Tetragon is a Kubernetes-native security observability and enforcement tool that hooks into the Linux kernel via eBPF to watch process execution, syscalls, and network/file I/O in real time. It sits in the Cilium ecosystem and is aimed at platform security teams who need runtime threat detection with Kubernetes context attached — pod name, namespace, and workload identity baked into every event. This is not a SIEM replacement; it's a kernel-level event source that feeds into one.

The Kubernetes-awareness is genuinely useful — most eBPF observability tools give you raw kernel events and leave joining them to k8s metadata as your problem. Tetragon solves that at the source. TracingPolicy is a well-designed abstraction: you write a CRD that describes what kernel hooks to attach and what actions to take, and Tetragon handles the BPF program lifecycle without requiring you to write C. The gRPC event stream API with protobuf types is clean and easy to consume from any language. The USERS.md file lists real production adopters, which is a meaningful signal for a project this low in the stack — indicates it survives contact with real workloads.
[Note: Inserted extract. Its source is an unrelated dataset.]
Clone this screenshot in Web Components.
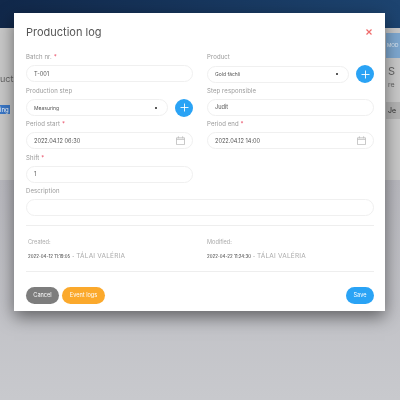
<!DOCTYPE html>
<html>
<head>
<meta charset="utf-8">
<title>Production log</title>
<style>
  html, body { margin: 0; height: 100%; overflow: hidden; }
  body { font-family: "Inter", "Liberation Sans", sans-serif; }
</style>
</head>
<body>
<app-backdrop>
  <log-dialog heading="Production log">
    <form-field label="Batch nr." required value="T-001" slot="left"></form-field>
    <form-field label="Product" value="Gold fáchli" kind="select" small add slot="right"></form-field>
    <form-field label="Production step" value="Measuring" kind="select" small add slot="left"></form-field>
    <form-field label="Step responsible" value="Judit" slot="right"></form-field>
    <form-field label="Period start" required value="2022.04.12 06:30" kind="date" slot="left"></form-field>
    <form-field label="Period end" required value="2022.04.12 14:00" kind="date" slot="right"></form-field>
    <form-field label="Shift" required value="1" slot="left"></form-field>
    <form-field label="Description" slot="wide"></form-field>
    <audit-stamp label="Created:" time="2022-04-12 11:19:05" user="TÁLAI VALÉRIA" slot="audit"></audit-stamp>
    <audit-stamp label="Modified:" time="2022-04-22 11:24:30" user="TÁLAI VALÉRIA" slot="audit"></audit-stamp>
    <pill-button tone="grey" slot="actions">Cancel</pill-button>
    <pill-button tone="orange" slot="actions">Event logs</pill-button>
    <pill-button tone="blue" slot="save">Save</pill-button>
  </log-dialog>
</app-backdrop>
<script>
class AppBackdrop extends HTMLElement {
  connectedCallback() {
    this.attachShadow({ mode: 'open' });
    this.shadowRoot.innerHTML = `
      <style>
        :host { display: flex; flex-direction: column; width: 400px; height: 400px; position: relative; overflow: hidden; background: #c6c7cb; color: #333; filter: blur(.35px); }
        .top { height: 28px; background: linear-gradient(90deg, #11284a, #1d4470); }
        .card { height: 152px; background: #c9c9c9; display: flex; justify-content: space-between; }
        .left, .right { display: flex; flex-direction: column; width: 14px; overflow: hidden; white-space: nowrap; }
        .uct { margin-top: 45px; font-size: 9px; line-height: 12px; color: #666; }
        .sel { margin-top: 20px; height: 9px; width: 10px; font-size: 6px; line-height: 9px; background: #3a78c8; color: #fff; }
        .mod { margin-top: 5px; height: 25px; padding-left: 1px; background: #7ea8d0; color: #e4edf5; font-size: 4.8px; line-height: 25px; }
        .s { margin-top: 6px; padding-left: 2px; font-size: 11px; line-height: 14px; color: #666; }
        .re { margin-top: 2px; padding-left: 2px; font-size: 7px; line-height: 10px; color: #666; }
        .je { margin-top: 12px; height: 17px; padding-left: 2px; background: #b4b4b4; color: #333; font-size: 7px; line-height: 17px; }
        .rest { flex: 1; background: linear-gradient(180deg, #b9b9bf, #c8c9cd); }
        .modal { position: absolute; left: 14px; top: 13px; }
      </style>
      <div class="top"></div>
      <div class="card">
        <div class="left">
          <div class="uct">uct</div>
          <div class="sel">ing</div>
        </div>
        <div class="right">
          <div class="mod">MOD</div>
          <div class="s">S</div>
          <div class="re">re</div>
          <div class="je">Je</div>
        </div>
      </div>
      <div class="rest"></div>
      <div class="modal"><slot></slot></div>
    `;
  }
}
customElements.define('app-backdrop', AppBackdrop);

class LogDialog extends HTMLElement {
  connectedCallback() {
    this.attachShadow({ mode: 'open' });
    this.shadowRoot.innerHTML = `
      <style>
        :host { display: block; width: 371px; height: 298px; box-sizing: border-box; background: #fff; padding: 12px 11px 0 12px; box-shadow: 0 6px 16px rgba(0,0,0,.5); }
        .head { display: flex; justify-content: space-between; align-items: center; height: 14px; margin-bottom: 10px; }
        h1 { margin: 0; font-size: 11px; font-weight: 400; color: #555; }
        svg { display: block; margin-right: 2px; }
        .grid { display: grid; grid-template-columns: 167px 167px; column-gap: 14px; align-items: start; }
        .col { display: flex; flex-direction: column; }
        .audit { display: grid; grid-template-columns: 179px 1fr; margin: 8px 0 0; padding: 10px 2px 0; height: 47px; box-sizing: border-box; border-top: 1px solid #eee; border-bottom: 1px solid #eee; }
        .foot { display: flex; justify-content: space-between; margin-top: 15px; }
        .acts { display: flex; gap: 3px; }
      </style>
      <div class="head">
        <h1>${this.getAttribute('heading')}</h1>
        <svg width="6" height="6" viewBox="0 0 6 6"><path d="M.5.5l5 5M5.5.5l-5 5" stroke="#ef6a6a" stroke-width="1.2"/></svg>
      </div>
      <div class="grid">
        <div class="col"><slot name="left"></slot></div>
        <div class="col"><slot name="right"></slot></div>
      </div>
      <div><slot name="wide"></slot></div>
      <div class="audit"><slot name="audit"></slot></div>
      <div class="foot">
        <div class="acts"><slot name="actions"></slot></div>
        <slot name="save"></slot>
      </div>
    `;
  }
}
customElements.define('log-dialog', LogDialog);

class FormField extends HTMLElement {
  connectedCallback() {
    const kind = this.getAttribute('kind');
    const req = this.hasAttribute('required') ? ' <b>*</b>' : '';
    const tail = kind === 'select'
      ? '<i class="dot"></i>'
      : kind === 'date'
        ? `<svg width="9" height="9" viewBox="0 0 9 9" fill="none" stroke="#bbb" stroke-width=".8"><path d="M.5 1.8h8v6.8h-8zM.5 3.4h8M2.4.3v2M6.6.3v2"/></svg>`
        : '';
    const add = this.hasAttribute('add')
      ? `<span class="add"><svg width="9" height="9" viewBox="0 0 9 9"><path d="M4.5 .5v8M.5 4.5h8" stroke="#fff" stroke-width=".9"/></svg></span>`
      : '';
    this.attachShadow({ mode: 'open' });
    this.shadowRoot.innerHTML = `
      <style>
        :host { display: block; height: 33.5px; }
        label { display: block; font-size: 6px; line-height: 9px; color: #999; height: 9px; padding-top: 3px; margin-bottom: 4px; letter-spacing: .1px; white-space: nowrap; }
        label b { color: #e8455f; font-weight: 400; }
        .line { display: flex; align-items: center; gap: 7px; }
        .box { flex: 1; min-width: 0; height: 17px; box-sizing: border-box; border: 1px solid #f0f0f0; border-radius: 9px; display: flex; justify-content: space-between; align-items: center; padding: 0 7px 0 7px; font-size: 5.6px; color: #555; white-space: nowrap; }
        :host([small]) .box { font-size: 5px; }
        .dot { width: 2px; height: 2px; border-radius: 50%; background: #222; margin-right: 3px; }
        .add { flex: none; width: 18px; height: 18px; border-radius: 50%; background: #2aa3f5; display: flex; align-items: center; justify-content: center; }
      </style>
      <label>${this.getAttribute('label')}${req}</label>
      <div class="line">
        <div class="box"><span>${this.getAttribute('value') || ''}</span>${tail}</div>
        ${add}
      </div>
    `;
  }
}
customElements.define('form-field', FormField);

class AuditStamp extends HTMLElement {
  connectedCallback() {
    this.attachShadow({ mode: 'open' });
    this.shadowRoot.innerHTML = `
      <style>
        :host { display: block; font-size: 5.6px; }
        .lab { color: #aaa; line-height: 8px; margin-bottom: 5px; margin-top: 2px; }
        .row { display: flex; align-items: baseline; gap: 2px; color: #333; font-size: 4.4px; line-height: 10px; white-space: nowrap; }
        .who { color: #aaa; font-size: 6.5px; letter-spacing: .2px; }
      </style>
      <div class="lab">${this.getAttribute('label')}</div>
      <div class="row"><span>${this.getAttribute('time')}</span> - <span class="who">${this.getAttribute('user')}</span></div>
    `;
  }
}
customElements.define('audit-stamp', AuditStamp);

class PillButton extends HTMLElement {
  connectedCallback() {
    this.attachShadow({ mode: 'open' });
    this.shadowRoot.innerHTML = `
      <style>
        :host { display: flex; align-items: center; justify-content: center; box-sizing: border-box; height: 17px; border-radius: 9px; color: #fff; font-size: 5.6px; white-space: nowrap; }
        :host([tone=grey]) { background: #7d7d7d; width: 33px; }
        :host([tone=orange]) { background: #fba92c; width: 43px; }
        :host([tone=blue]) { background: #2aa3f5; width: 28px; }
      </style>
      <slot></slot>
    `;
  }
}
customElements.define('pill-button', PillButton);
</script>
</body>
</html>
The enforcement story is limited compared to the observability story — you can send SIGKILL on a policy match, but more nuanced responses (rate limiting, sandboxing, conditional allow) aren't there yet. The BPF programs are written in C and vendored into the Go project, which means contributing to the actual detection logic requires eBPF C expertise most Go/platform engineers don't have. The project requires a relatively modern kernel (5.4+ for most features, 5.10+ for some enforcement capabilities), which cuts out anyone still running older distros in production. Documentation is decent at the happy path but thin on tuning — if your event volume is high you'll be on your own figuring out ring buffer sizing and CPU overhead.